January 9, 2024

THE COLLEGE OF THE BC BUILDING TRADES has launched its Trade Ambassador program with the aim of attracting more young people to the sector. The program is made up of young members of the building trades — like Kirsty Lawton — who volunteer to go into schools across B.C. to talk with students.

A member of the International Association of Bridge, Structural, Ornamental and Reinforcing Ironworkers (Ironworkers Local 97), Lawton said she volunteered because she became interested in the trades after a construction company visited her classroom. She went on to participate in a rebar bootcamp with Local 97, then went to work.

“If I didn’t see that presentation, I probably wouldn’t have even heard of [rebar], to be honest,” she said. “At first, I thought ‘no way,’ but it was great. So I’m enjoying it a lot. I’m making lots of money.”

Lawton, who graduated from high school last year, has already worked on major projects across the Lower Mainland.

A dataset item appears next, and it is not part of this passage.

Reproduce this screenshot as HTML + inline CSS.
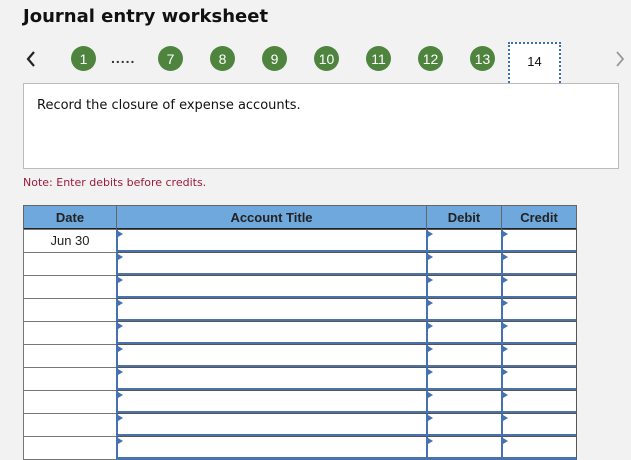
<!DOCTYPE html>
<html><head><meta charset="utf-8"><style>
*{box-sizing:border-box;margin:0;padding:0}
body{width:631px;height:459px;background:#f2f2f2;position:relative;overflow:hidden;font-family:"DejaVu Sans",Verdana,sans-serif}
.a{position:absolute}
.t{left:23px;top:6px;font-weight:bold;font-size:18px;color:#111}
.c{width:25px;height:25px;border-radius:50%;background:#4e843e;color:#fff;font:14px "Liberation Sans",sans-serif;display:flex;align-items:center;justify-content:center;top:46px}
.box{left:23px;top:83px;width:596px;height:86px;background:#fff;border:1px solid #bbb}
.hd{background:#6fa8dc;font:bold 13px "Liberation Sans",sans-serif;color:#222;text-align:center;line-height:23px;border:1px solid #666;border-right:1px solid #222;border-bottom:2px solid #222}
.dc{background:#fff;border:1px solid #777}
.in{background:#fff;border:1px solid #555;border-left:2px solid #4472b4;border-bottom:3px solid #4a72ad}
.in:before{content:"";position:absolute;left:0;top:1px;border-left:5px solid #4472b4;border-top:3px solid transparent;border-bottom:3px solid transparent}
</style></head><body>
<div class="a t">Journal entry worksheet</div>
<svg class="a" style="left:26px;top:51px" width="10" height="16"><path d="M8 1 L2 8 L8 15" fill="none" stroke="#222" stroke-width="2.2"/></svg>
<svg class="a" style="left:615px;top:51px" width="10" height="16"><path d="M2 1 L8 8 L2 15" fill="none" stroke="#999" stroke-width="1.8"/></svg>
<div class="a c" style="left:71px">1</div>
<div class="a" style="left:111px;top:50px;font:bold 14px 'Liberation Sans',sans-serif;color:#333;letter-spacing:1px">.....</div>
<div class="a c" style="left:158px">7</div>
<div class="a c" style="left:210px">8</div>
<div class="a c" style="left:262px">9</div>
<div class="a c" style="left:314px">10</div>
<div class="a c" style="left:366px">11</div>
<div class="a c" style="left:418px">12</div>
<div class="a c" style="left:470px">13</div>
<div class="a" style="left:508px;top:42px;width:53px;height:44px;background:#fff;border:2px dotted #3d6db5;font:13px 'Liberation Sans',sans-serif;text-align:center;line-height:36px;color:#111">14</div>
<div class="a box"></div>
<div class="a" style="left:37px;top:98px;font-size:13px;color:#111">Record the closure of expense accounts.</div>
<div class="a" style="left:23px;top:176px;font-size:11px;color:#9e1b3b">Note: Enter debits before credits.</div>
<div class="a hd" style="left:23px;top:205px;width:94px;height:25px">Date</div>
<div class="a hd" style="left:116px;top:205px;width:311px;height:25px">Account Title</div>
<div class="a hd" style="left:426px;top:205px;width:76px;height:25px">Debit</div>
<div class="a hd" style="left:501px;top:205px;width:76px;height:25px;border-right:1px solid #666">Credit</div>
<div id="rows"></div>
<script>
var h='';for(var i=0;i<10;i++){var y=229+i*23;
h+='<div class="a dc" style="left:23px;top:'+y+'px;width:94px;height:24px;font:13px Liberation Sans,sans-serif;text-align:center;line-height:22px;color:#222">'+(i==0?'Jun 30':'')+'</div>';
h+='<div class="a in" style="left:116px;top:'+y+'px;width:311px;height:24px"></div>';
h+='<div class="a in" style="left:426px;top:'+y+'px;width:76px;height:24px"></div>';
h+='<div class="a in" style="left:501px;top:'+y+'px;width:76px;height:24px"></div>';}
document.getElementById('rows').innerHTML=h;
</script>
</body></html>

The Trades Ambassador program has developed at lightning speed since Layne Clark took over the project. She is the director of workforce development for the BC Building Trades (BCBT).

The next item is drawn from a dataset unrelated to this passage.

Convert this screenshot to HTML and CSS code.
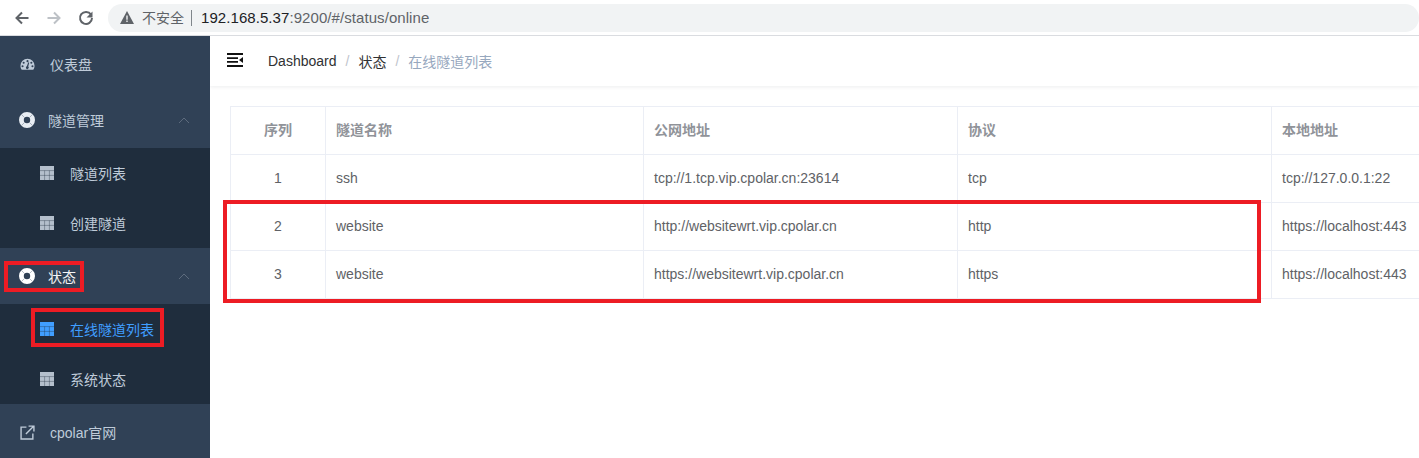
FILE: index.html
```html
<!DOCTYPE html>
<html lang="zh-CN">
<head>
<meta charset="utf-8">
<title>cpolar</title>
<link rel="stylesheet" href="styles.css">
</head>
<body>
<div class="toolbar">
  <svg class="nav-icon" viewBox="0 0 16 16"><path d="M14.500 8H2.500M8 2.500 2.500 8 8 13.500" fill="none" stroke="#5f6368" stroke-width="2"/></svg>
  <svg class="nav-icon" viewBox="0 0 16 16"><path d="M1.500 8h12M8 2.500 13.500 8 8 13.500" fill="none" stroke="#bdc1c6" stroke-width="2"/></svg>
  <svg class="nav-icon" viewBox="0 0 16 16"><path d="M13 4.600A6 6 0 1 0 14 8" fill="none" stroke="#5f6368" stroke-width="2"/><path d="M14.500 1.500v6h-6z" fill="#5f6368"/></svg>
  <div class="omnibox">
    <svg class="warn" viewBox="0 0 14 13"><path d="M7 0 14 13H0z" fill="#5f6368"/><path d="M6.300 4.500h1.400v4.300H6.300zM6.300 9.600h1.400v1.400H6.300z" fill="#f1f3f4"/></svg>
    <span class="insecure">不安全</span>
    <span class="url"><span class="host">192.168.5.37</span>:9200/#/status/online</span>
  </div>
</div>
<div class="app">
  <aside class="sidebar">
    <a class="item"><svg class="ico" viewBox="0 0 16 16"><use href="#gauge"/></svg><span>仪表盘</span></a>
    <a class="item"><svg class="ring" viewBox="0 0 16 16"><use href="#ring"/></svg><span>隧道管理</span><svg class="chev" viewBox="0 0 12 7"><path d="M1 6 6 1l5 5" fill="none" stroke="#5d6b7d" stroke-width="1"/></svg></a>
    <div class="sub">
      <a class="subitem"><svg class="tbl" viewBox="0 0 14 14"><use href="#table"/></svg><span>隧道列表</span></a>
      <a class="subitem"><svg class="tbl" viewBox="0 0 14 14"><use href="#table"/></svg><span>创建隧道</span></a>
    </div>
    <a class="item active"><svg class="ring" viewBox="0 0 16 16"><use href="#ring"/></svg><span>状态</span><svg class="chev" viewBox="0 0 12 7"><path d="M1 6 6 1l5 5" fill="none" stroke="#5d6b7d" stroke-width="1"/></svg></a>
    <div class="sub">
      <a class="subitem current"><svg class="tbl" viewBox="0 0 14 14"><use href="#table"/></svg><span>在线隧道列表</span></a>
      <a class="subitem"><svg class="tbl" viewBox="0 0 14 14"><use href="#table"/></svg><span>系统状态</span></a>
    </div>
    <a class="item"><svg class="ico" viewBox="0 0 14 14"><path d="M6 2H1v11h11V8" fill="none" stroke="currentColor" stroke-width="1.300"/><path d="M5.500 8.500 12.500 1.500M8 1h5v5" fill="none" stroke="currentColor" stroke-width="1.300"/></svg><span>cpolar官网</span></a>
  </aside>
  <main class="content">
    <header class="navbar">
      <svg class="hamburger" viewBox="0 0 16 14"><path d="M0 1h16M0 13h16M0 5.200h11M0 8.800h11" stroke="#111" stroke-width="1.800" fill="none"/><path d="M16 4v6L12 7z" fill="#111"/></svg>
      <nav class="crumbs">
        <span class="crumb">Dashboard</span><span class="sep">/</span><span class="crumb">状态</span><span class="sep">/</span><span class="crumb end">在线隧道列表</span>
      </nav>
    </header>
    <div class="table-wrap">
      <table class="grid">
        <colgroup><col class="c1"><col class="c2"><col class="c3"><col class="c4"><col class="c5"></colgroup>
        <thead><tr><th class="center">序列</th><th>隧道名称</th><th>公网地址</th><th>协议</th><th>本地地址</th></tr></thead>
        <tbody>
          <tr><td class="center">1</td><td>ssh</td><td>tcp://1.tcp.vip.cpolar.cn:23614</td><td>tcp</td><td>tcp://127.0.0.1:22</td></tr>
          <tr><td class="center">2</td><td>website</td><td>http://websitewrt.vip.cpolar.cn</td><td>http</td><td>https://localhost:443</td></tr>
          <tr><td class="center">3</td><td>website</td><td>https://websitewrt.vip.cpolar.cn</td><td>https</td><td>https://localhost:443</td></tr>
        </tbody>
      </table>
    </div>
  </main>
</div>
<div class="mark mark-rows"></div>
<div class="mark mark-status"></div>
<div class="mark mark-online"></div>
<svg class="defs" width="0" height="0">
  <defs>
    <g id="gauge"><path fill="currentColor" fill-rule="evenodd" d="M8 1.800a7.500 7.500 0 0 0-7.500 7.500c0 1.700.5 3.100 1.400 4.400h12.200c.9-1.300 1.400-2.700 1.400-4.400A7.500 7.500 0 0 0 8 1.800zM8 3.300a1.100 1.100 0 1 1 0 2.200 1.100 1.100 0 0 1 0-2.200zM3.900 5a1.100 1.100 0 1 1 0 2.200 1.100 1.100 0 0 1 0-2.200zM12.100 5a1.100 1.100 0 1 1 0 2.200 1.100 1.100 0 0 1 0-2.200zM2.700 8.800a1.100 1.100 0 1 1 0 2.200 1.100 1.100 0 0 1 0-2.200zM13.300 8.800a1.100 1.100 0 1 1 0 2.200 1.100 1.100 0 0 1 0-2.200zM9.800 6 8.800 10.200a1.500 1.500 0 1 1-1.500-.3L8.800 5.700z"/></g>
    <g id="ring"><circle cx="8" cy="8" r="5.600" fill="none" stroke="currentColor" stroke-width="4.800"/><path d="M2.300 2.300 5.300 5.300M13.700 2.300 10.700 5.300M2.300 13.700 5.300 10.700M13.700 13.700 10.700 10.700" stroke="#304156" stroke-opacity=".4" stroke-width=".9"/></g>
    <g id="table"><path fill="currentColor" d="M0 0h14v14H0z"/><path d="M0 4.600h14M0 9.400h14M4.600 4.600V14M9.400 4.600V14" stroke="#1f2d3d" stroke-opacity=".45" stroke-width=".8" fill="none"/></g>
  </defs>
</svg>
</body>
</html>
```
FILE: styles.css
```css
* { box-sizing: border-box; }
html, body { margin: 0; height: 100%; overflow: hidden; background: #fff; }
body { font-family: "Liberation Sans", "Noto Sans CJK SC", sans-serif; font-size: 14px; width: 1419px; height: 458px; position: relative; }

.toolbar { height: 36px; display: flex; align-items: center; padding-left: 14px; background: #fff; border-bottom: 1px solid #dadce0; }
.nav-icon { width: 16px; height: 16px; margin-right: 16px; flex: none; }
.omnibox { margin-left: -2px; width: 1311px; height: 28px; border-radius: 14px; background: #f1f3f4; display: flex; align-items: center; padding-left: 12px; }
.warn { width: 14px; height: 13px; margin-right: 8px; flex: none; }
.insecure { font-size: 14px; color: #5f6368; padding-right: 7px; border-right: 1px solid #80868b; line-height: 16px; }
.url { margin-left: 9px; font-size: 15px; color: #5f6368; letter-spacing: .07px; }
.host { color: #202124; }

.app { display: flex; height: 422px; }
.sidebar { width: 210px; flex: none; background: #304156; color: #bfcbd9; display: flex; flex-direction: column; overflow: hidden; }
.item { height: 56px; display: flex; align-items: center; padding-left: 20px; flex: none; }
.ico { width: 15px; height: 15px; flex: none; margin-right: 15px; }
.ring { width: 16px; height: 16px; flex: none; color: #e8edf3; margin: 0 13px 0 -1px; }
.chev { width: 12px; height: 7px; margin-left: auto; margin-right: 20px; }
.active { color: #f4f4f5; }
.active .ring { color: #fff; }
.sub { background: #1f2d3d; display: flex; flex-direction: column; flex: none; }
.subitem { height: 50px; display: flex; align-items: center; padding-left: 40px; }
.tbl { width: 14px; height: 14px; margin-right: 16px; flex: none; color: #b4bfcc; }
.current { color: #409eff; }
.current .tbl { color: #409eff; }

.content { flex: 1; min-width: 0; overflow: hidden; }
.navbar { height: 50px; display: flex; align-items: center; padding-left: 17px; box-shadow: 0 1px 4px rgba(0, 21, 41, .08); }
.hamburger { width: 16px; height: 14px; flex: none; margin-top: -2px; }
.crumbs { margin-left: 25px; display: flex; align-items: center; color: #303133; }
.sep { color: #c0c4cc; margin: 0 9px; }
.end { color: #97a8be; }

.table-wrap { padding: 20px 0 0 20px; }
.grid { table-layout: fixed; border-collapse: collapse; width: 1240px; border: 1px solid #ebeef5; color: #606266; }
.c1 { width: 95px; }
.c2 { width: 318px; }
.c3 { width: 314px; }
.c4 { width: 314px; }
.c5 { width: 199px; }
.grid th, .grid td { height: 48px; padding: 0 10px; text-align: left; border: 1px solid #ebeef5; font-size: 14px; line-height: 23px; white-space: nowrap; }
.grid th { color: #909399; font-weight: 700; }
.grid .center { text-align: center; }

.mark { position: absolute; border: 4px solid #ed1c24; }
.mark-rows { left: 223px; top: 200px; width: 1038px; height: 103px; }
.mark-status { left: 4px; top: 261px; width: 80px; height: 31px; }
.mark-online { left: 31px; top: 308px; width: 133px; height: 39px; }
.defs { position: absolute; }
```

“We’ve recruited more than 20 young workers, all under the age of 35, to talk to students about their experiences in construction and not just to represent their own trade, but to talk about all of the building trades,” said Clark.

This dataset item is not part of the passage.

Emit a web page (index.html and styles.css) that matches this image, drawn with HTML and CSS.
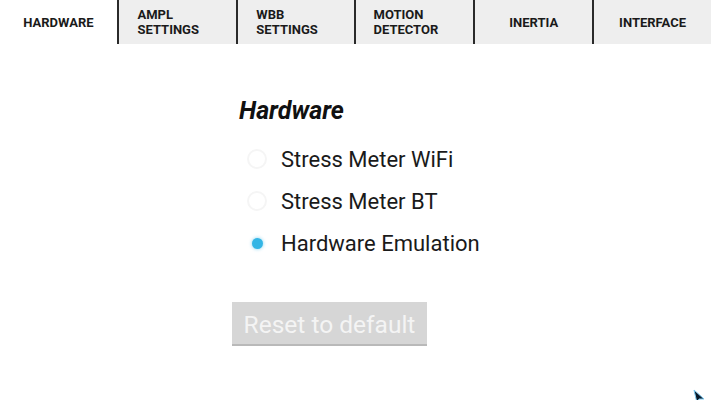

So far, the uptake has been strong, with about 2,500 students participating in workshops within the first three months of the program, which kicked off in September. There has been overwhelmingly positive feedback from teachers and students and Clark estimates the program will reach approximately 5,000 students by the end of the school year.

“What makes this program so powerful is that it’s young people talking to young people about their experiences,” said Clark.

It’s a formula designed to reach those who may know a bit about apprenticeships and the trades and are willing to listen when their peers share stories with them. The ambassadors are from a cross-section of the trades and many are in the process of completing their apprenticeships. Many are young women.

The Trades Ambassador program was developed with the input of BCBT affiliates and trades teachers across the high school system. It’s tailored to reach Grade 10 students but is also meant to educate the public generally about the respect and prestige that comes along with skilled trades, said Clark.

The program also provides valuable leadership experience for young BCBT members. The volunteers, who received training at four different College of the BC Building Trades schools, were also coached in public speaking. They will have ongoing support as they go into schools and present a workshop that broadly introduces students to construction, the apprenticeship process and the 22 trades.

Travis Woolford, training coordinator for the International Union of Operating Engineers Local 115 (IUOE Local 115), didn’t hesitate when asked if he wanted to be involved.

“I was fully on board and volunteered right away,” said Woolford, who added that programs like the Trades Ambassadors open doors for young people.

“You don’t need a university ticket to be financially stable and have a good work-life balance,” he said. “There’s so many avenues and things you can go down. You’re going to school and you’re getting paid, and you’re not accumulating all of that debt. If you want to do more with it, you can,” he said. “If you put in the work, you’re going to get recognized.”

College of the BC Building Trades training schools continue to be the top trainers of apprentices in British Columbia. Clark thinks the new outreach program will only build on that success.

“We want young people to know that, if they want to get their Red Seal and land a well-paying jobs in the trades, our training schools are the absolute best option out there.”